C’est surtout à Montréal que la communauté hongroise est concentrée. Mais on ne trouve pas de quartier hongrois formellement identifié.
837 M$ d’importations
La Hongrie est encore aujourd’hui un important partenaire commercial du Canada.
Les importations avaient en 2017 une valeur de 837 M$ et les exportations de 107 M$ selon Statistique Canada.
Les produits transigés sont principalement dans les secteurs de la machinerie mécanique et électrique ainsi que le matériel de transport.
Deux Hongrois qui ont marqué le Québec
DENIS SZABO
Né à Budapest en 1929, Denis Szabo arrive à Montréal en 1958 où il fonde en 1960 l’École de criminologie de l’Univer-sité de Montréal et le Centre international de criminologie comparée en 1969.
Il sera très engagé dans le développement de la criminologie, tant au Québec qu’à l’international, siégeant à l’ONU, à l’UNESCO et au Conseil de l’Europe. Denis Szabo meurt à Magog le 13 octobre 2018.
GABOR SZILASI

Fils d’une famille juive de Budapest persécutée par les nazis – sa mère meurt dans un camp en 1944 –, Gabor Szilasi survit à la Seconde Guerre mondiale et apprend le français à l’Alliance française.
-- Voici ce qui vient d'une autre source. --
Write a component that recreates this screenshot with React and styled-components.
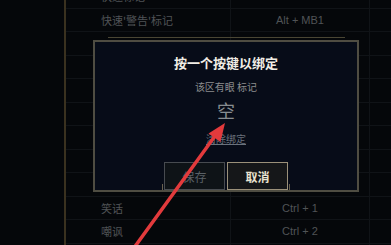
import React from 'react';
import styled, {createGlobalStyle} from 'styled-components';

const GlobalStyle = createGlobalStyle`
  html, body {
    margin: 0;
    padding: 0;
    background: #05070a;
  }
  body {
    font-family: "Noto Sans CJK SC", "Liberation Sans", sans-serif;
  }
`;

const Page = styled.div`
  position: relative;
  width: 391px;
  height: 245px;
  overflow: hidden;
  background: #05070a;
`;

const Table = styled.div`
  margin-top: -15px;
  margin-left: 64px;
  border-left: 2px solid #3a311f;
  height: 300px;
`;

const Row = styled.div`
  display: grid;
  grid-template-columns: 165px 139px 1fr;
  height: 23.5px;
  border-bottom: 1px solid #101317;
  box-sizing: border-box;
`;

const Cell = styled.div`
  display: flex;
  align-items: center;
  justify-content: ${(p) => (p.$center ? 'center' : 'flex-start')};
  padding-left: ${(p) => (p.$center ? '0' : '35px')};
  border-right: 1px solid #101317;
  font-family: ${(p) => (p.$center ? '"Liberation Sans", "Noto Sans CJK SC", sans-serif' : '"Noto Sans CJK SC", "Liberation Sans", sans-serif')};
  font-size: 11px;
  color: #505356;
  white-space: nowrap;
`;

const Modal = styled.div`
  position: absolute;
  left: 93px;
  top: 40px;
  width: 266px;
  height: 152px;
  box-sizing: border-box;
  border: 2px solid #4f4d42;
  background: #070c18;
  display: flex;
  flex-direction: column;
  align-items: center;
  padding-top: 13px;
  &::before {
    content: '';
    position: absolute;
    top: -5px;
    left: 13px;
    right: 12px;
    border-top: 1px solid #4a4634;
  }
`;

const Title = styled.div`
  font-size: 13px;
  line-height: 16px;
  font-weight: 700;
  color: #f1eee6;
`;

const Subtitle = styled.div`
  margin-top: 9px;
  font-size: 10px;
  line-height: 14px;
  color: #8c8d8e;
`;

const KeyValue = styled.div`
  margin-top: 5px;
  font-size: 18px;
  line-height: 22px;
  color: #878c90;
`;

const ClearLink = styled.div`
  margin-top: 11px;
  font-size: 10px;
  line-height: 14px;
  color: #6a727c;
  text-decoration: underline;
`;

const Tray = styled.div`
  position: relative;
  margin-top: auto;
  display: flex;
  gap: 2px;
  padding: 0 2px;
  &::before,
  &::after {
    content: '';
    position: absolute;
    bottom: 0;
    width: 1px;
    height: 6px;
    background: #6a6250;
  }
  &::before { left: 0; }
  &::after { right: 0; }
`;

const Button = styled.div`
  width: 61px;
  height: 28px;
  box-sizing: border-box;
  display: flex;
  align-items: center;
  justify-content: center;
  font-size: 12px;
  font-weight: ${(p) => (p.$primary ? 700 : 400)};
  color: ${(p) => (p.$primary ? '#e8e2cf' : '#596066')};
  background: ${(p) => (p.$primary ? '#151719' : '#0e1317')};
  border: ${(p) => (p.$primary ? '1.5px solid #9b917a' : '1px solid #474b50')};
`;

const Arrow = styled.svg`
  position: absolute;
  left: 0;
  top: 0;
  pointer-events: none;
`;

const rows = [
  ['快速标记', ''],
  ['快速\'警告\'标记', 'Alt + MB1'],
  ['', ''],
  ['快速\'撤退\'标记', 'Alt + MB3'],
  ['快速\'协助\'标记', 'Alt + MB4'],
  ['该区有眼 标记', ''],
  ['该区无眼 标记', ''],
  ['发送聊天', 'Enter'],
  ['全体聊天', 'Shift + Enter'],
  ['笑话', 'Ctrl + 1'],
  ['嘲讽', 'Ctrl + 2'],
  ['', ''],
];

export default function App() {
  return (
    <Page>
      <GlobalStyle />
      <Table>
        {rows.map(([label, key], i) => (
          <Row key={i}>
            <Cell>{label}</Cell>
            <Cell $center>{key}</Cell>
            <Cell />
          </Row>
        ))}
      </Table>

      <Modal>
        <Title>按一个按键以绑定</Title>
        <Subtitle>该区有眼 标记</Subtitle>
        <KeyValue>空</KeyValue>
        <ClearLink>清除绑定</ClearLink>
        <Tray>
          <Button>保存</Button>
          <Button $primary>取消</Button>
        </Tray>
      </Modal>

      <Arrow width="391" height="245" viewBox="0 0 391 245">
        <line x1="131" y1="252" x2="215" y2="136" stroke="#e23a3c" strokeWidth="3.5" strokeLinecap="round" />
        <polygon points="225,123 220.5,142 208.5,133.5" fill="#e23a3c" />
      </Arrow>
    </Page>
  );
}
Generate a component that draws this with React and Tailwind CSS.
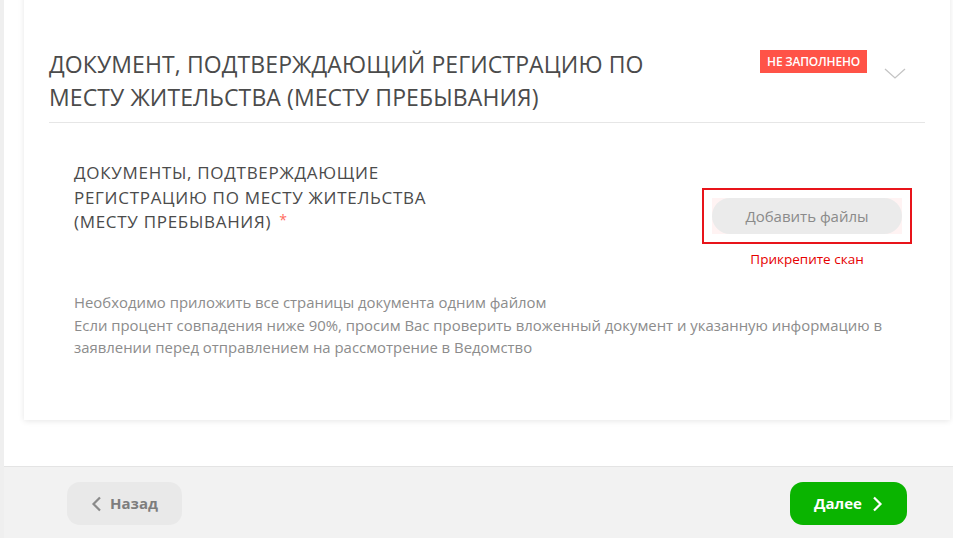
import React from "react";

export default function App() {
  return (
    <div className="flex h-[538px] w-[953px] overflow-hidden bg-[#efefef] font-['Open_Sans',sans-serif]">
      <div className="ml-[4px] flex flex-1 flex-col">
        <div className="flex h-[466px] flex-col overflow-hidden bg-white pl-[20px] pr-[3px]">
          <div className="-mt-[10px] flex flex-col bg-white px-[25px] pt-[58px] pb-[61px] shadow-[0_1px_6px_rgba(0,0,0,0.10)]">
            <div className="relative flex items-start border-b border-[#e6e6e6] pb-[8px]">
              <h2 className="text-[23px] font-normal uppercase leading-[33px] tracking-[0.1px] text-[#4b4b4b]">
                Документ, подтверждающий регистрацию по
                <br />
                месту жительства (месту пребывания)
              </h2>
              <div className="ml-auto mt-[2px] flex items-start">
                <span className="flex h-[23px] items-center bg-[#ff5347] px-[7px] text-[12px] font-semibold uppercase tracking-[-0.2px] text-white">
                  Не заполнено
                </span>
                <svg className="ml-[17px] mt-[18px]" width="22" height="12" viewBox="0 0 22 12" fill="none">
                  <path d="M1 1 L11 10 L21 1" stroke="#c4c4c4" strokeWidth="1.3" />
                </svg>
                <span className="w-[19px]" />
              </div>
            </div>

            <div className="mt-[38px] flex items-start pl-[25px] pr-[13px]">
              <div className="text-[17px] uppercase leading-[24.5px] tracking-[0.7px] text-[#4b4b4b]">
                Документы, подтверждающие
                <br />
                регистрацию по месту жительства
                <br />
                (месту пребывания)
                <span className="relative -top-[3px] ml-[8px] text-[14px] text-[#ff6b5e]">*</span>
              </div>
              <div className="ml-auto mt-[27px] flex flex-col items-center">
                <div className="border-2 border-[#e8141a] px-[8px] py-[8px]">
                  <div className="bg-[#fff3f3]">
                    <button className="flex h-[36px] w-[190px] items-center justify-center rounded-full bg-[#ebebeb] text-[15px] text-[#8a8a8a]">
                      Добавить файлы
                    </button>
                  </div>
                </div>
                <div className="mt-[6px] text-[13.5px] leading-[18px] text-[#e60000]">Прикрепите скан</div>
              </div>
            </div>

            <div className="mt-[23px] pl-[25px] text-[14.9px] leading-[22.5px] text-[#8c8c8c]">
              <p>Необходимо приложить все страницы документа одним файлом</p>
              <p>
                Если процент совпадения ниже 90%, просим Вас проверить вложенный документ и указанную информацию в
                <br />
                заявлении перед отправлением на рассмотрение в Ведомство
              </p>
            </div>
          </div>
        </div>

        <div className="flex flex-1 items-start justify-between border-t border-[#e4e4e4] bg-[#f2f2f2] pl-[63px] pr-[46px] pt-[15px]">
          <button className="flex h-[43px] w-[115px] items-center justify-center gap-[8px] rounded-[13px] bg-[#e9e9e9] text-[15px] font-bold text-[#7d7d7d]">
            <svg width="11" height="16" viewBox="0 0 11 16" fill="none">
              <path d="M9 1.5 L2.5 8 L9 14.5" stroke="#8a8a8a" strokeWidth="2.2" />
            </svg>
            Назад
          </button>
          <button className="flex h-[43px] w-[117px] items-center justify-center gap-[10px] rounded-[13px] bg-[#0ab400] text-[15px] font-bold text-white">
            Далее
            <svg width="11" height="16" viewBox="0 0 11 16" fill="none">
              <path d="M2 1.5 L8.5 8 L2 14.5" stroke="#ffffff" strokeWidth="2.2" />
            </svg>
          </button>
        </div>
      </div>
    </div>
  );
}
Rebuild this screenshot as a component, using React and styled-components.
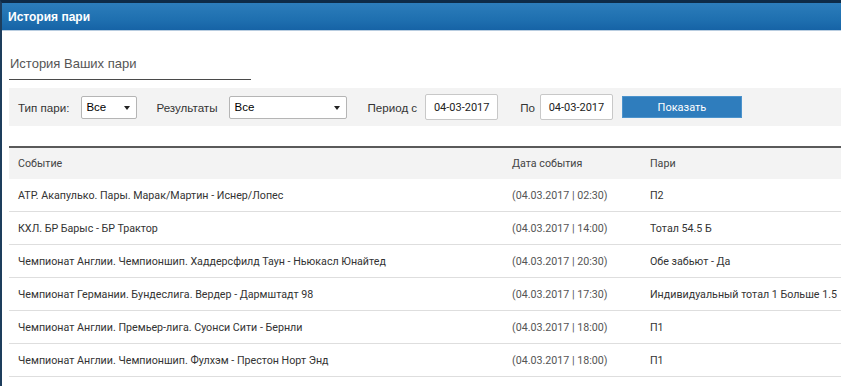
import React from "react";
import styled, { createGlobalStyle } from "styled-components";

const GlobalStyle = createGlobalStyle`
  html, body {
    margin: 0;
    padding: 0;
    background: #ffffff;
    overflow: hidden;
  }
`;

const bets = [
  { event: "АТР. Акапулько. Пары. Марак/Мартин - Иснер/Лопес", date: "(04.03.2017 | 02:30)", bet: "П2" },
  { event: "КХЛ. БР Барыс - БР Трактор", date: "(04.03.2017 | 14:00)", bet: "Тотал 54.5 Б" },
  { event: "Чемпионат Англии. Чемпионшип. Хаддерсфилд Таун - Ньюкасл Юнайтед", date: "(04.03.2017 | 20:30)", bet: "Обе забьют - Да" },
  { event: "Чемпионат Германии. Бундеслига. Вердер - Дармштадт 98", date: "(04.03.2017 | 17:30)", bet: "Индивидуальный тотал 1 Больше 1.5" },
  { event: "Чемпионат Англии. Премьер-лига. Суонси Сити - Бернли", date: "(04.03.2017 | 18:00)", bet: "П1" },
  { event: "Чемпионат Англии. Чемпионшип. Фулхэм - Престон Норт Энд", date: "(04.03.2017 | 18:00)", bet: "П1" },
];

const App = () => {
  return (
    <STFrame>
      <GlobalStyle />
      <STHeader>История пари</STHeader>
      <STBody>
        <STTitle>История Ваших пари</STTitle>

        <STFilters>
          <STLabel $right={12}>Тип пари:</STLabel>
          <STSelect $width={56}>Все</STSelect>
          <STLabel $left={19} $right={12}>Результаты</STLabel>
          <STSelect $width={118}>Все</STSelect>
          <STLabel $left={20} $right={8}>Период с</STLabel>
          <STDateInput defaultValue="04-03-2017" />
          <STLabel $left={22} $right={5}>По</STLabel>
          <STDateInput defaultValue="04-03-2017" />
          <STButton>Показать</STButton>
        </STFilters>

        <STTable>
          <STHeadRow>
            <STCell>Событие</STCell>
            <STCell>Дата события</STCell>
            <STCell>Пари</STCell>
          </STHeadRow>
          {bets.map((b, i) => (
            <STRow key={i}>
              <STCell>{b.event}</STCell>
              <STCell $muted>{b.date}</STCell>
              <STCell>{b.bet}</STCell>
            </STRow>
          ))}
        </STTable>
      </STBody>
    </STFrame>
  );
};

export default App;

const STFrame = styled.div`
  width: 841px;
  height: 386px;
  box-sizing: border-box;
  border-top: 3px solid #0e2b47;
  border-left: 2px solid #1d3d5c;
  background: #ffffff;
  overflow: hidden;
`;

const STHeader = styled.div`
  height: 28px;
  box-sizing: border-box;
  padding-left: 6px;
  display: flex;
  align-items: center;
  background: linear-gradient(to bottom, #2c7dbb 0%, #1f70b0 60%, #1663a6 100%);
  border-bottom: 1px solid #b9cde0;
  color: #ffffff;
  font: bold 12px "Liberation Sans", Arial, sans-serif;
`;

const STBody = styled.div`
  padding-left: 7px;
`;

const STTitle = styled.div`
  width: 242px;
  margin-top: 25px;
  padding-left: 1px;
  padding-bottom: 7px;
  box-sizing: border-box;
  border-bottom: 1px solid #4a4a4a;
  color: #555555;
  font: 13px/16px "Liberation Sans", Arial, sans-serif;
`;

const STFilters = styled.div`
  height: 38px;
  margin-top: 8px;
  padding-left: 9px;
  display: flex;
  align-items: center;
  background: #f3f3f3;
  font: 11.6px "Liberation Sans", Arial, sans-serif;
  color: #333333;
`;

const STLabel = styled.span`
  margin-left: ${(p) => p.$left || 0}px;
  margin-right: ${(p) => p.$right || 0}px;
`;

const STSelect = styled.div`
  position: relative;
  width: ${(p) => p.$width}px;
  height: 23px;
  box-sizing: border-box;
  padding-left: 4px;
  display: flex;
  align-items: center;
  background: #ffffff;
  border: 1px solid #b5b5b5;
  border-radius: 2px;
  color: #000000;
  font: 11.5px "Liberation Sans", Arial, sans-serif;

  &::after {
    content: "";
    position: absolute;
    right: 6px;
    top: 9px;
    border-left: 3px solid transparent;
    border-right: 3px solid transparent;
    border-top: 4px solid #222222;
  }
`;

const STDateInput = styled.input`
  width: 73px;
  height: 26px;
  box-sizing: border-box;
  border: 1px solid #c8c8c8;
  border-radius: 2px;
  background: #ffffff;
  text-align: center;
  color: #222222;
  font: 11px Roboto, "Liberation Sans", sans-serif;
  padding: 0;
  outline: none;
`;

const STButton = styled.button`
  width: 120px;
  height: 22px;
  margin-left: 9px;
  box-sizing: border-box;
  border: 1px solid #4c93cc;
  background: #2f7dbd;
  color: #ffffff;
  font: 11px Roboto, "Liberation Sans", sans-serif;
  cursor: pointer;
`;

const STTable = styled.div`
  margin-top: 20px;
  border-top: 2px solid #5a5a5a;
  font: 10.7px Roboto, "Liberation Sans", sans-serif;
  color: #333333;
`;

const STHeadRow = styled.div`
  display: grid;
  grid-template-columns: 494px 138px 1fr;
  height: 31px;
  align-items: center;
  background: #f3f3f3;
  color: #444444;
`;

const STRow = styled.div`
  display: grid;
  grid-template-columns: 494px 138px 1fr;
  height: 33px;
  box-sizing: border-box;
  align-items: center;
  border-bottom: 1px solid #dedede;
`;

const STCell = styled.div`
  padding-left: 9px;
  white-space: nowrap;
  color: ${(p) => (p.$muted ? "#555555" : "inherit")};
`;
En 1956, il documente le soulèvement hongrois avec un appareil photo acquis en 1952. Quand la violence éclate, il fuit par l’Autriche et gagne le Canada en 1958. Installé à Montréal l’année suivante, il deviendra l’un des photographes les plus influents de sa génération. Il enseignera notamment à l’Université Concordia. Lauréat du prix Paul-Émile Borduas en 2009, il est aujourd’hui âgé de 95 ans.
3 vagues d’immigration
Les Hongrois qui ont mis le cap vers le Canada au cours du 20e siècle sont arrivés en trois grandes vagues.
1. LA CRISE ÉCONOMIQUE DE 1929
Aux prises avec un haut taux de chômage, les Hongrois fuient vers l’Occident pour trouver de meilleures conditions de vie.
2. LA SECONDE GUERRE MONDIALE
Après la défaite allemande, la Hongrie perd les deux tiers de son territoire. C’est un dur coup qui pousse une partie de la population à l’exil.
3. L’INSURRECTION RÉPRIMÉE DE 1957
Des milliers de Hongrois trouveront refuge au Canada, mais aussi en Australie, en Nouvelle-Zélande et aux États-Unis, entre autres.